For folks who are in the thick of it right now with little kids and who might not be able to take that much time off, what might you recommend?

Well, I think you can always do it. And you can do it inexpensively. And you can get grandparents to watch kids or you can exchange with friends, friends that you trust with your kids and they trust you with their kids. But taking time for the relationship and taking time for romance and connection is critical. And it greatly benefits the children when you do this.

Couples need to prioritize their marriage, as much as they prioritize their kids. 

They really do. That’s what we saw in the Sloan study done at UCLA with dual career couples with young children. Researchers put microphones and cameras in people’s homes, and they found that people got too child-centered or work-centered and weren’t really talking to each other. The average amount of time couples talked to each other in that study in Los Angeles was 35 minutes a week. They spent less than 10 percent of an evening in the same room with their partner. And so typically, couples wind up really neglecting their relationship. And what happens when you neglect a relationship is the same thing that happens when you neglect your car: It runs down. You have to keep maintaining a relationship. And I think it’s not either the children or the relationship, it’s both. If you maintain a loving relationship, your children benefit.

Finally, if a couple decides to seek counseling what are some tips that you think they should focus on to get the most out the experience?

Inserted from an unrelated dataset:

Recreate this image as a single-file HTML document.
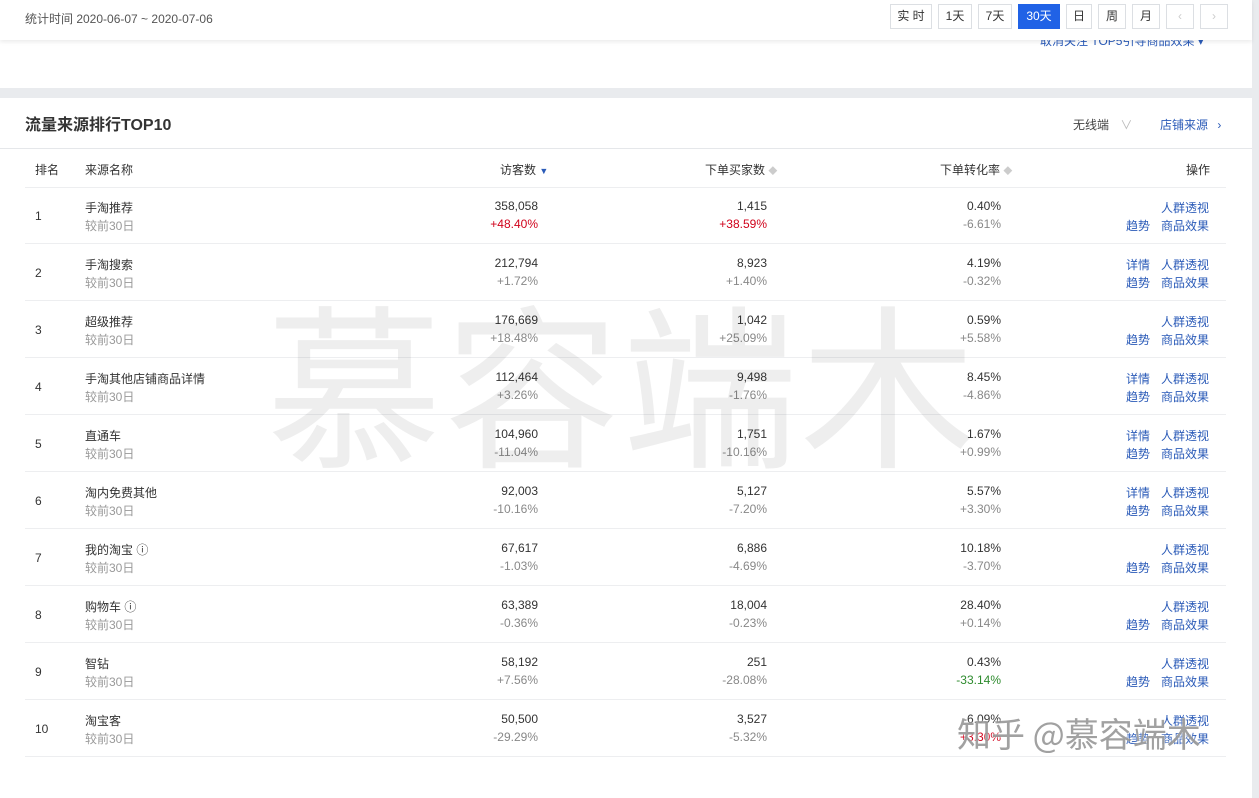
<!DOCTYPE html>
<html><head><meta charset="utf-8"><style>
*{margin:0;padding:0;box-sizing:border-box}
body{width:1259px;height:786px;overflow:hidden;background:#e9ebee;font-family:"Liberation Sans","Noto Sans CJK SC",sans-serif;font-size:12px;color:#333;position:relative}
.top{position:absolute;left:0;top:0;width:1252px;height:40px;background:#fff;box-shadow:0 2px 4px rgba(0,0,0,.08);z-index:2}
.mid{position:absolute;left:0;top:40px;width:1252px;height:48px;background:#fff}
.card{position:absolute;left:0;top:98px;width:1252px;height:700px;background:#fff}
.abs{position:absolute;white-space:nowrap}
.btn{position:absolute;top:4px;height:25px;border:1px solid #dcdfe3;background:#fff;font-size:12px;line-height:23px;text-align:center;color:#333}
.blue{color:#2b5bb8}
.r{text-align:right}
.row{position:absolute;left:25px;width:1201px;height:57px;border-bottom:1px solid #edeef0}
.g{color:#999}
.wm{position:absolute;left:266px;top:250px;font-size:176px;color:rgba(0,0,0,.065);font-family:"Noto Sans CJK SC",sans-serif;letter-spacing:2px;white-space:nowrap;z-index:5}
.zh{position:absolute;left:957px;top:708px;font-size:34px;color:rgba(130,130,130,.75);font-family:"Noto Sans CJK SC",sans-serif;white-space:nowrap;z-index:6;text-shadow:0 0 2px #fff}
</style></head><body>
<div class="top">
<div class="abs" style="left:25px;top:10px;color:#555">统计时间 2020-06-07 ~ 2020-07-06</div>
<div class="btn" style="left:890px;width:42px">实 时</div>
<div class="btn" style="left:938px;width:34px">1天</div>
<div class="btn" style="left:978px;width:34px">7天</div>
<div class="btn" style="left:1018px;width:42px;background:#2062e6;border-color:#2062e6;color:#fff">30天</div>
<div class="btn" style="left:1066px;width:26px">日</div>
<div class="btn" style="left:1098px;width:28px">周</div>
<div class="btn" style="left:1132px;width:28px">月</div>
<div class="btn" style="left:1166px;width:28px;color:#ccc">‹</div>
<div class="btn" style="left:1200px;width:28px;color:#ccc">›</div>
</div>
<div class="mid"><div class="abs blue" style="left:1040px;top:-8px;font-size:12px">取消关注 TOP5引导商品效果 ▾</div></div>
<div class="card">
<div class="abs" style="left:25px;top:13px;font-size:16px;font-weight:bold;color:#333">流量来源排行TOP10</div>
<div class="abs" style="left:1073px;top:18px;color:#444">无线端 <span style="color:#bbb;margin-left:8px">∨</span></div>
<div class="abs blue" style="left:1160px;top:18px">店铺来源 <span style="margin-left:6px">›</span></div>
<div style="position:absolute;left:0;top:50px;width:1252px;border-top:1px solid #e5e7ea"></div>
<div class="abs" style="left:35px;top:63px">排名</div>
<div class="abs" style="left:85px;top:63px">来源名称</div>
<div class="abs" style="left:500px;top:63px">访客数 <span style="color:#2b5bb8;font-size:9px">▼</span></div>
<div class="abs" style="left:705px;top:63px">下单买家数 <span style="color:#ccc;font-size:9px">◆</span></div>
<div class="abs" style="left:940px;top:63px">下单转化率 <span style="color:#ccc;font-size:9px">◆</span></div>
<div class="abs" style="left:1186px;top:63px">操作</div>
<div style="position:absolute;left:25px;top:89px;width:1201px;border-top:1px solid #edeef0"></div>
</div>
<div id="rows"></div>
<div class="wm">慕容端木</div>
<div class="zh">知乎 @慕容端木</div>
<script>
var d=[["手淘推荐","358,058","+48.40%","1,415","+38.59%","0.40%","-6.61%",0,"r","r",""],
["手淘搜索","212,794","+1.72%","8,923","+1.40%","4.19%","-0.32%",1,"","",""],
["超级推荐","176,669","+18.48%","1,042","+25.09%","0.59%","+5.58%",0,"","",""],
["手淘其他店铺商品详情","112,464","+3.26%","9,498","-1.76%","8.45%","-4.86%",1,"","",""],
["直通车","104,960","-11.04%","1,751","-10.16%","1.67%","+0.99%",1,"","",""],
["淘内免费其他","92,003","-10.16%","5,127","-7.20%","5.57%","+3.30%",1,"","",""],
["我的淘宝 ⓘ","67,617","-1.03%","6,886","-4.69%","10.18%","-3.70%",0,"","",""],
["购物车 ⓘ","63,389","-0.36%","18,004","-0.23%","28.40%","+0.14%",0,"","",""],
["智钻","58,192","+7.56%","251","-28.08%","0.43%","-33.14%",0,"","","gr"],
["淘宝客","50,500","-29.29%","3,527","-5.32%","-6.09%","+3.30%",0,"","","r"]];
var h="";
d.forEach(function(x,i){var t=187+i*57;
function c(k){return k=="r"?"#d0021b":k=="gr"?"#2e8b2e":"#888"}
h+='<div class="row" style="top:'+t+'px"></div>';
h+='<div class="abs" style="left:35px;top:'+(t+22)+'px">'+(i+1)+'</div>';
h+='<div class="abs" style="left:85px;top:'+(t+12)+'px">'+x[0]+'</div><div class="abs g" style="left:85px;top:'+(t+30)+'px">较前30日</div>';
[[538,1,2,8],[767,3,4,9],[1001,5,6,10]].forEach(function(p){
h+='<div class="abs r" style="right:'+(1259-p[0])+'px;top:'+(t+12)+'px">'+x[p[1]]+'</div><div class="abs r" style="right:'+(1259-p[0])+'px;top:'+(t+30)+'px;color:'+c(x[p[3]])+'">'+x[p[2]]+'</div>';});
if(x[7])h+='<div class="abs blue" style="left:1126px;top:'+(t+12)+'px">详情</div>';
h+='<div class="abs blue" style="left:1161px;top:'+(t+12)+'px">人群透视</div><div class="abs blue" style="left:1126px;top:'+(t+30)+'px">趋势</div><div class="abs blue" style="left:1161px;top:'+(t+30)+'px">商品效果</div>';
});
document.getElementById("rows").innerHTML=h;
</script>
</body></html>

In all the couples that I’ve seen in therapy, the one thing that makes couples’ therapy ineffective, is when people refuse to take any responsibility for their part in the miscommunication and just blame their partner for all the problems. And that is going to undermine any kind of therapy. So, enter therapy with the idea that you’re going to discover things about yourself that you need to change in order to make the relationship better. Don’t think of it as bringing your partner there to change them because you are perfect.